16      Morgan Drexen was alleged to have received $8,072,442.04 from Wisconsin debtors, of which $4,253,081.93 went to its fees.  Morgan Drexen did not contest the fee amount prior to the hearing, at the hearing, or in posthearing briefing.[2]  An order that Morgan Drexen disgorge itself of $4,253,081.93 in fees therefore was a reasonable conclusion consistent with the statute and supported by the facts of record.  See Galang, 168 Wis. 2d at 700.  Further, a cease and desist order that includes remittance of all fees collected from Wisconsin consumers by an unlicensed adjustment service company is consistent with agency practice.  See Wis. Stat. § 227.57(8); see also JK Harris, 293 Wis. 2d 753, ¶6. 

 

CONCLUSION

17      Morgan Drexen has not shown that the hearing examiner’s interpretation and application of Wis. Stat. § 218.02(1)(a) to its business activities was unreasonable or unsupported by substantial evidence or that his discretion in ordering that Morgan Drexen disgorge itself of fees unlawfully collected from Wisconsin debtors was erroneously exercised.  We affirm the circuit court.
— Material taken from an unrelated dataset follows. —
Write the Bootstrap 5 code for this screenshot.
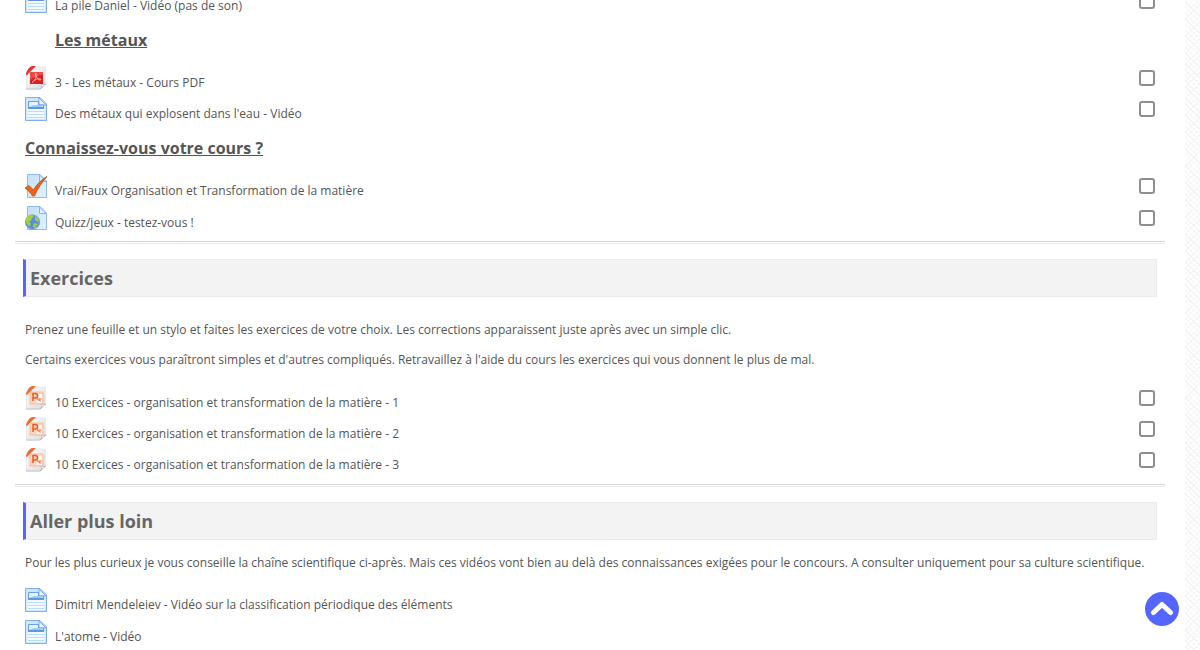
<!DOCTYPE html>
<html lang="fr">
<head>
<meta charset="utf-8">
<meta name="viewport" content="width=device-width, initial-scale=1">
<title>Organisation et transformation de la matière</title>
<link href="https://cdn.jsdelivr.net/npm/bootstrap@5.3.0/dist/css/bootstrap.min.css" rel="stylesheet">
<style>
body {
  font: 12px/20px "Open Sans", "Noto Sans", sans-serif;
  color: #555;
  background:
    repeating-linear-gradient(45deg, #f3f3f3 0 1px, transparent 1px 4px),
    repeating-linear-gradient(-45deg, #f6f6f6 0 1px, #fff 1px 4px);
}
.course { margin: -13px 15px 0 0; padding: 0 20px 0 15px; background: #fff; }
.topic { padding: 0 8px 7px; border-bottom: 1px solid #d8d8d8; box-shadow: 0 1px #fff, 0 2px #ececec; margin-bottom: 2px; }
.topic + .topic { padding-top: 15px; }
.topic-quiz { padding-bottom: 5px; }
.topic:last-of-type { border: 0; padding-bottom: 0; margin: 0; box-shadow: none; }
.topic-title {
  font-size: 18px; line-height: 36px; font-weight: 700; color: #666;
  background: #f3f3f3; border: 1px solid #ebebeb; border-left: 3px solid #5566ff;
  padding-left: 4px; margin: 0;
}
.label-title { font-size: 16px; line-height: 22px; font-weight: 700; padding: 11px 2px 13px; margin: 0; text-decoration: underline; }
.label-indent { padding-left: 32px; }
.intro { padding: 23px 2px 14px; }
.intro-short { padding: 13px 2px; }
.intro p { margin: 0 0 10px; }
.intro p:last-child, .intro-short p { margin: 0; }
.activities li { height: 31px; padding: 2px 2px 0; }
.activities.roomy li { height: 32px; }
.activities a { color: inherit; text-decoration: none; gap: 8px; }
.activities a:hover { text-decoration: underline; }
.activities a span { padding-top: 7px; }
.activities svg { width: 22px; height: 24px; flex: none; }
.activities .form-check-input {
  width: 16px; height: 16px; margin: 4px 0 0; border: 2px solid #8f8f8f; border-radius: 3px; background-color: #fff;
}
.activities .form-check-input:checked { background-color: #5566ff; border-color: #5566ff; }
.to-top { position: fixed; right: 21px; bottom: 24px; width: 34px; height: 34px; background: #5566ff; }
</style>
</head>
<body>
<svg class="position-absolute" width="0" height="0" aria-hidden="true">
  <defs>
    <linearGradient id="paper" x1="0" y1="0" x2="1" y2="1"><stop stop-color="#c5e0fa"/><stop offset="1" stop-color="#e0f2ff"/></linearGradient>
    <linearGradient id="grey" x1="0" y1="0" x2="1" y2="1"><stop stop-color="#fff"/><stop offset="1" stop-color="#d9dade"/></linearGradient>
    <symbol id="i-blank" viewBox="0 0 22 24">
      <path d="M2.500.5H15L21.500 7V23.500H2.500z" fill="url(#paper)" stroke="#8fb9f4"/>
      <path d="M14.500 1V7.500H21z" fill="#e4f3ff" stroke="#84b2f4"/>
    </symbol>
    <symbol id="i-page" viewBox="0 0 22 24">
      <path d="M.5.5H15L21.500 7V23.500H.5z" fill="#cfe7fc" stroke="#7eaef5"/>
      <path d="M2.500 10h17v12h-17z" fill="#f3fbff"/>
      <path d="M3 14.500h16M3 17.500h16M3 20.500h16" stroke="#b5dcfb"/>
      <path d="M14 1V8H21z" fill="#e9f6ff" stroke="#7eaef5"/>
      <path d="M3.500 4.500H13.500V8H18.500V11H3.500z" fill="#e2f3fc" stroke="#6c9eeb"/>
      <path d="M4 10c4-2 8-3 14 0z" fill="#9bcbe9"/><path d="M3 11h16" stroke="#4a83df" stroke-width="1.500"/>
    </symbol>
    <symbol id="i-file" viewBox="0 0 22 24">
      <path d="M1.500 7 8 1H20.500V18L15.500 23H1.500z" fill="url(#grey)" stroke="#e8e8eb"/>
      <path d="M15 23c2-1 2-3 1.500-5 1.500.8 3.500.5 4.500 0z" fill="#fff" stroke="#aaaeb5" stroke-width=".7"/>
      <path d="M1 23h14" stroke="#c3c4c8"/>
    </symbol>
    <symbol id="i-pdf" viewBox="0 0 22 24">
      <use href="#i-file"/>
      <path d="M1 9C1 5 4 1 7 0h4L2 9z" fill="#e5322c"/>
      <path d="M5 6H18V18H5z" fill="#dc1f20"/><path d="M5 6H18V9C13 9 9 11 5 14z" fill="#f04a43"/>
      <path d="M7 16.500c3-2 5-6 4-9-1-1-1 2 1 4 1 2 3 3 4 2 0-1-4-1-7 1" fill="none" stroke="#ffd0c8" stroke-width=".8"/>
    </symbol>
    <symbol id="i-ppt" viewBox="0 0 22 24">
      <use href="#i-file"/>
      <path d="M1 9C1 5 4 1 7 0h4L2 9z" fill="#ec7138"/>
      <path d="M5 6H18V18H5z" fill="#fcd6c3" stroke="#f7ba9c"/>
      <path d="M13 8h4v4h-3zM12 14h5v3h-6z" fill="#fff" opacity=".9"/>
      <path d="M8 15V7.500H10c3.500 0 3.500 4.500 0 4.500H8" fill="none" stroke="#e65b1f" stroke-width="1.500"/>
      <path d="M12 12.500l3 2.500v-3" fill="none" stroke="#ee8352" stroke-width="1.200"/>
    </symbol>
    <symbol id="i-quiz" viewBox="0 0 22 24">
      <use href="#i-blank"/>
      <path d="M0 14 4 11.500 8.500 16C12 10 16 6 22 2.500 17 8 13 14 9.500 22H7.500C6 19 3 16 0 14z" fill="#ee6516" stroke="#b94b12" stroke-width=".8"/>
    </symbol>
    <symbol id="i-web" viewBox="0 0 22 24">
      <use href="#i-blank"/>
      <circle cx="7.500" cy="16" r="7.200" fill="#5b8fdd" stroke="#7399c9" stroke-width=".7"/>
      <path d="M1 14c0-3 3-5.500 6-5.500l2 1.500-2 2-1 2.500-2 1 2 2.500-2 2.500C2 19 1 17 1 14zM10 10l3 2 1 4-3-1-1-2zM9 17l4 1-3 4-2-1z" fill="#a5cf3d"/>
    </symbol>
  </defs>
</svg>

<main class="course">
  <section class="topic topic-quiz">
    <ul class="activities list-unstyled m-0">
      <li class="d-flex justify-content-between"><a class="d-flex" href="#"><svg aria-hidden="true"><use href="#i-page"/></svg><span>La pile Daniel - Vidéo (pas de son)</span></a><input class="form-check-input" type="checkbox" aria-label="La pile Daniel - Vidéo (pas de son)"></li>
    </ul>
    <h3 class="label-title label-indent">Les métaux</h3>
    <ul class="activities list-unstyled m-0">
      <li class="d-flex justify-content-between"><a class="d-flex" href="#"><svg aria-hidden="true"><use href="#i-pdf"/></svg><span>3 - Les métaux - Cours PDF</span></a><input class="form-check-input" type="checkbox" aria-label="3 - Les métaux - Cours PDF"></li>
      <li class="d-flex justify-content-between"><a class="d-flex" href="#"><svg aria-hidden="true"><use href="#i-page"/></svg><span>Des métaux qui explosent dans l'eau - Vidéo</span></a><input class="form-check-input" type="checkbox" aria-label="Des métaux qui explosent dans l'eau - Vidéo"></li>
    </ul>
    <h3 class="label-title">Connaissez-vous votre cours ?</h3>
    <ul class="activities roomy list-unstyled m-0">
      <li class="d-flex justify-content-between"><a class="d-flex" href="#"><svg aria-hidden="true"><use href="#i-quiz"/></svg><span>Vrai/Faux Organisation et Transformation de la matière</span></a><input class="form-check-input" type="checkbox" aria-label="Vrai/Faux Organisation et Transformation de la matière"></li>
      <li class="d-flex justify-content-between"><a class="d-flex" href="#"><svg aria-hidden="true"><use href="#i-web"/></svg><span>Quizz/jeux - testez-vous !</span></a><input class="form-check-input" type="checkbox" aria-label="Quizz/jeux - testez-vous !"></li>
    </ul>
  </section>

  <section class="topic">
    <h2 class="topic-title">Exercices</h2>
    <div class="intro">
      <p>Prenez une feuille et un stylo et faites les exercices de votre choix. Les corrections apparaissent juste après avec un simple clic.</p>
      <p>Certains exercices vous paraîtront simples et d'autres compliqués. Retravaillez à l'aide du cours les exercices qui vous donnent le plus de mal.</p>
    </div>
    <ul class="activities list-unstyled m-0">
      <li class="d-flex justify-content-between"><a class="d-flex" href="#"><svg aria-hidden="true"><use href="#i-ppt"/></svg><span>10 Exercices - organisation et transformation de la matière - 1</span></a><input class="form-check-input" type="checkbox" aria-label="10 Exercices - 1"></li>
      <li class="d-flex justify-content-between"><a class="d-flex" href="#"><svg aria-hidden="true"><use href="#i-ppt"/></svg><span>10 Exercices - organisation et transformation de la matière - 2</span></a><input class="form-check-input" type="checkbox" aria-label="10 Exercices - 2"></li>
      <li class="d-flex justify-content-between"><a class="d-flex" href="#"><svg aria-hidden="true"><use href="#i-ppt"/></svg><span>10 Exercices - organisation et transformation de la matière - 3</span></a><input class="form-check-input" type="checkbox" aria-label="10 Exercices - 3"></li>
    </ul>
  </section>

  <section class="topic">
    <h2 class="topic-title">Aller plus loin</h2>
    <div class="intro-short">
      <p>Pour les plus curieux je vous conseille la chaîne scientifique ci-après. Mais ces vidéos vont bien au delà des connaissances exigées pour le concours. A consulter uniquement pour sa culture scientifique.</p>
    </div>
    <ul class="activities roomy list-unstyled m-0">
      <li class="d-flex"><a class="d-flex" href="#"><svg aria-hidden="true"><use href="#i-page"/></svg><span>Dimitri Mendeleiev - Vidéo sur la classification périodique des éléments</span></a></li>
      <li class="d-flex"><a class="d-flex" href="#"><svg aria-hidden="true"><use href="#i-page"/></svg><span>L'atome - Vidéo</span></a></li>
    </ul>
  </section>
</main>

<a class="to-top rounded-circle d-flex align-items-center justify-content-center" href="#" aria-label="Haut de page">
  <svg width="24" height="18" viewBox="0 0 24 18" aria-hidden="true"><path d="M3.500 12.500 12 4.500 20.500 12.500" fill="none" stroke="#fff" stroke-width="5" stroke-linecap="round" stroke-linejoin="round"/></svg>
</a>
<script src="https://cdn.jsdelivr.net/npm/bootstrap@5.3.0/dist/js/bootstrap.bundle.min.js"></script>
</body>
</html>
            By the Court.—Order affirmed.

           

 

 

 

 

 

 


 

 



[1]  All references to the Wisconsin Statutes are to the 2013-14 version unless otherwise noted.

[2]  The only evidentiary dispute raised by Morgan Drexen was through its chief executive officer, Walter Ledda, who “caution[ed]” that the Division’s figure could include “bankruptcy fees” that were not part of its debt settlement work.  The hearing examiner found that Morgan Drexen was not credible in its representations about its fees and relationship with local counsel.  The weight and credibility of the evidence is a decision we leave to the hearing examiner.  Ide v. LIRC, 224 Wis. 2d 159, 165, 589 N.W.2d 363 (1999).